Il semble clair que la recherche d'une plus grande efficacité, stimulée par la concurrence dans le secteur, est capable de créer des nouveaux acteurs, y compris publics, plus performants et plus à même de faire face à la concurrence du transport routier. Nous ne pensons pas que l'ouverture du marché puisse nuire au transport ferroviaire, et au fret en particulier. Les résultats d'exploitation de Fret SNCF étaient déjà très négatifs depuis 2001, bien avant l'ouverture à la concurrence au niveau européen pour le fret national et international en 2007. De plus, la législation européenne impose le libre accès aux marchés, mais pas obligatoirement la privatisation des opérateurs. Bref, la libéralisation ne me semble pas responsable des difficultés de Fret SNCF. En revanche, la libéralisation ne constitue pas non plus une solution miracle si les opérateurs négligent de se préparer à temps, d'investir et de s'adapter.

Le cinquième et dernier facteur de réussite consiste à donner une priorité suffisante au fret. En France, en 2021, 50 % de l'activité de fret a été réalisée sur 12 % du réseau. Il en résulte des axes principaux de plus en plus encombrés, où le transport de marchandises peine à être prioritaire par rapport au trafic passagers. La ponctualité et la fiabilité sont mises à mal, tandis que le réseau secondaire risque d'être de plus en plus négligé. Le fret est souvent le dernier servi dans l'attribution des sillons, alors qu'il opère sur un marché où la flexibilité et la ponctualité représentent des paramètres essentiels.

Pour ces raisons, la Commission européenne a récemment adopté une proposition de règlement sur l'utilisation de l'infrastructure ferroviaire dans l'Union européenne, qui devrait justement résoudre ce problème. Cette proposition vise à revoir et à rationaliser les cycles de planification de l'allocation de la capacité du réseau, pour améliorer l'efficacité de la collaboration transfrontalière.

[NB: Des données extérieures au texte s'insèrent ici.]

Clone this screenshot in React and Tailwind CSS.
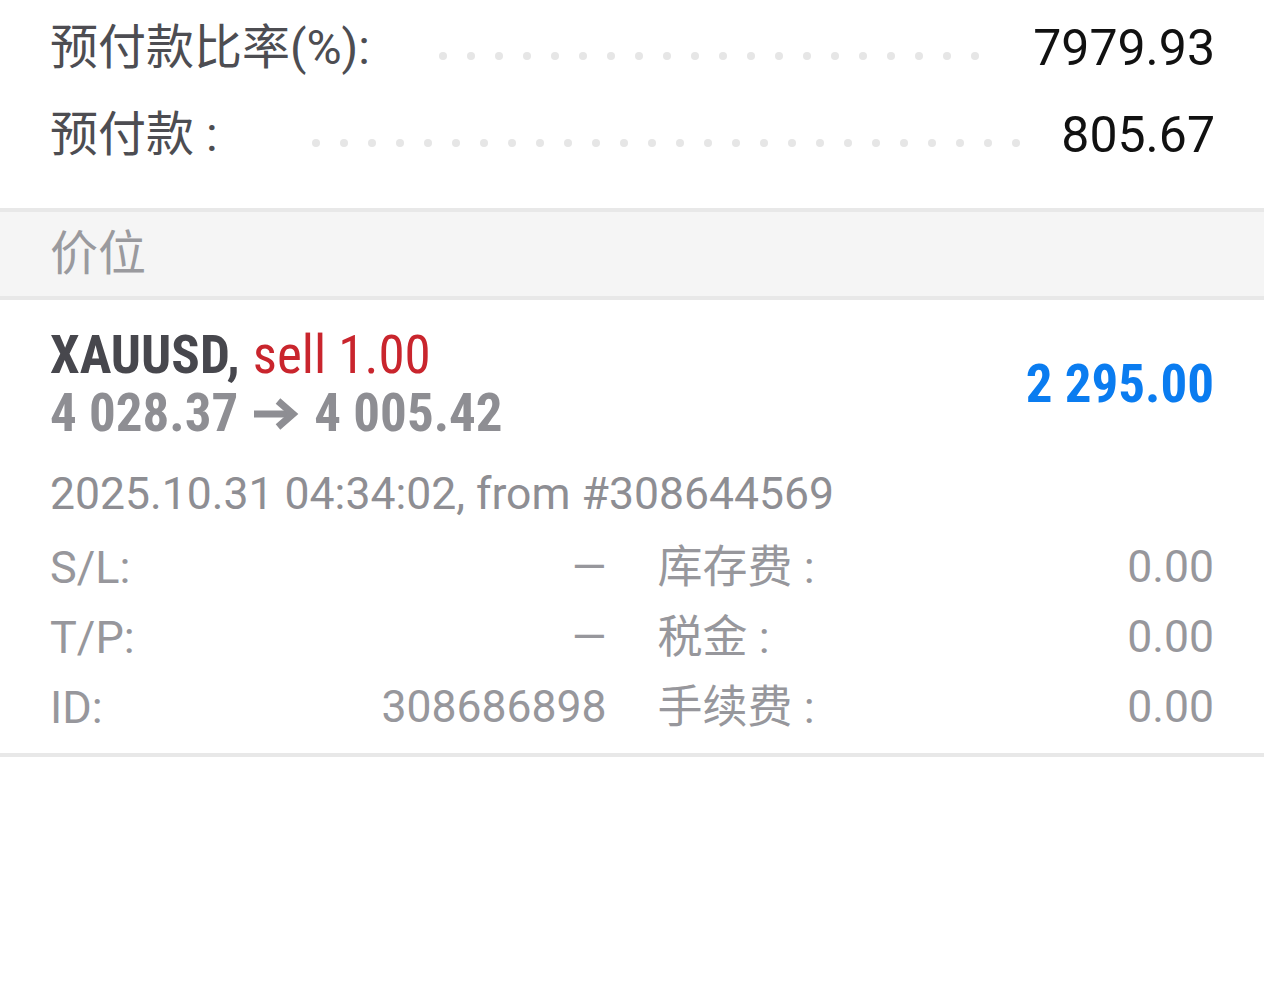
import React from "react"

const font = "font-['Roboto','Noto_Sans_CJK_SC',sans-serif]"

function Dots({ count }) {
  return (
    <div className="flex-1 flex justify-end gap-[20px] overflow-hidden mt-[16px]">
      {Array.from({ length: count }).map((_, i) => (
        <span key={i} className="w-[8px] h-[8px] rounded-full bg-[#e6e6e6] shrink-0" />
      ))}
    </div>
  )
}

function SummaryRow({ label, value, dots, gap }) {
  return (
    <div className="flex items-center h-[87px]">
      <span className="text-[48px] text-[#4d4d52] leading-none">{label}</span>
      <Dots count={dots} />
      <span className={"text-[50px] text-[#111] leading-none " + gap}>{value}</span>
    </div>
  )
}

function Detail({ label, value }) {
  return (
    <div className="flex items-center justify-between h-[70px] text-[#97979c]">
      <span className="text-[45px] leading-none">{label}</span>
      <span className="text-[44.5px] leading-none">{value}</span>
    </div>
  )
}

function Arrow() {
  return (
    <svg width="46" height="34" viewBox="0 0 46 34" className="mx-[15px] mt-[2px]">
      <path d="M1 17H40" stroke="#8e8e93" strokeWidth="7" />
      <path d="M25 4L40 17L25 30" fill="none" stroke="#8e8e93" strokeWidth="7" />
    </svg>
  )
}

export default function App() {
  return (
    <div className={"w-[1264px] h-[992px] bg-white " + font}>
      <div className="pl-[50px] pt-[4px] pr-[49px]">
        <SummaryRow label="预付款比率(%):" value="7979.93" dots={20} gap="ml-[54px]" />
        <SummaryRow label="预付款 :" value="805.67" dots={26} gap="ml-[41px]" />
      </div>

      <div className="mt-[30px] border-y-4 border-[#e8e8e8] bg-[#f5f5f5] h-[92px] flex items-center px-[50px]">
        <span className="text-[48px] text-[#9a9a9e] leading-none">价位</span>
      </div>

      <div className="pl-[50px] pr-[50px] pt-[26px] pb-[11px] border-b-4 border-[#e8e8e8]">
        <div className="flex items-center justify-between">
          <div className="flex flex-col">
            <div className="h-[58px] flex items-center text-[53px] leading-none [font-stretch:75%]">
              <span className="font-bold text-[#47474d]">XAUUSD,</span>
              <span className="ml-[13px] text-[#c9252d]">sell 1.00</span>
            </div>
            <div className="h-[58px] flex items-center text-[53px] leading-none font-bold text-[#8e8e93] [font-stretch:75%]">
              <span>4 028.37</span>
              <Arrow />
              <span>4 005.42</span>
            </div>
          </div>
          <span className="text-[53px] leading-none font-bold text-[#0a7cf0] [font-stretch:75%]">2 295.00</span>
        </div>

        <div className="mt-[17px] h-[70px] flex items-center text-[44.5px] leading-none text-[#8e8e93]">
          2025.10.31 04:34:02, from #308644569
        </div>

        <div className="mt-[3px] grid grid-cols-2 gap-x-[51px]">
          <Detail label="S/L:" value="—" />
          <Detail label="库存费 :" value="0.00" />
          <Detail label="T/P:" value="—" />
          <Detail label="税金 :" value="0.00" />
          <Detail label="ID:" value="308686898" />
          <Detail label="手续费 :" value="0.00" />
        </div>
      </div>
    </div>
  )
}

Comme vous le voyez, nous restons convaincus, chiffres à l'appui, que la meilleure manière de relancer le transport ferroviaire de marchandises en France, mais aussi dans l'Union européenne, consiste à progresser dans la création d'un espace ferroviaire unique européen. Nous devons donner à nos entreprises, privées ou publiques, les conditions pour réussir. À cet effet, il faut investir dans une infrastructure performante, digitalisée et aux normes européennes. Il importe également d'éliminer les barrières techniques et de favoriser l'encadrement de la concurrence entre les opérateurs des secteurs public et privé.

Je voudrais terminer en ayant un mot pour les hommes et les femmes qui travaillent dans ce secteur. À la Commission européenne, nous considérons le ferroviaire comme un secteur d'avenir, un secteur d'excellence de l'industrie européenne, un élément essentiel dans la mise en œuvre du Pacte vert et un grand créateur d'emplois. Le rail, en France et dans l'Union européenne, est prioritaire pour le transport décarboné, mais aussi pour la création d'emplois.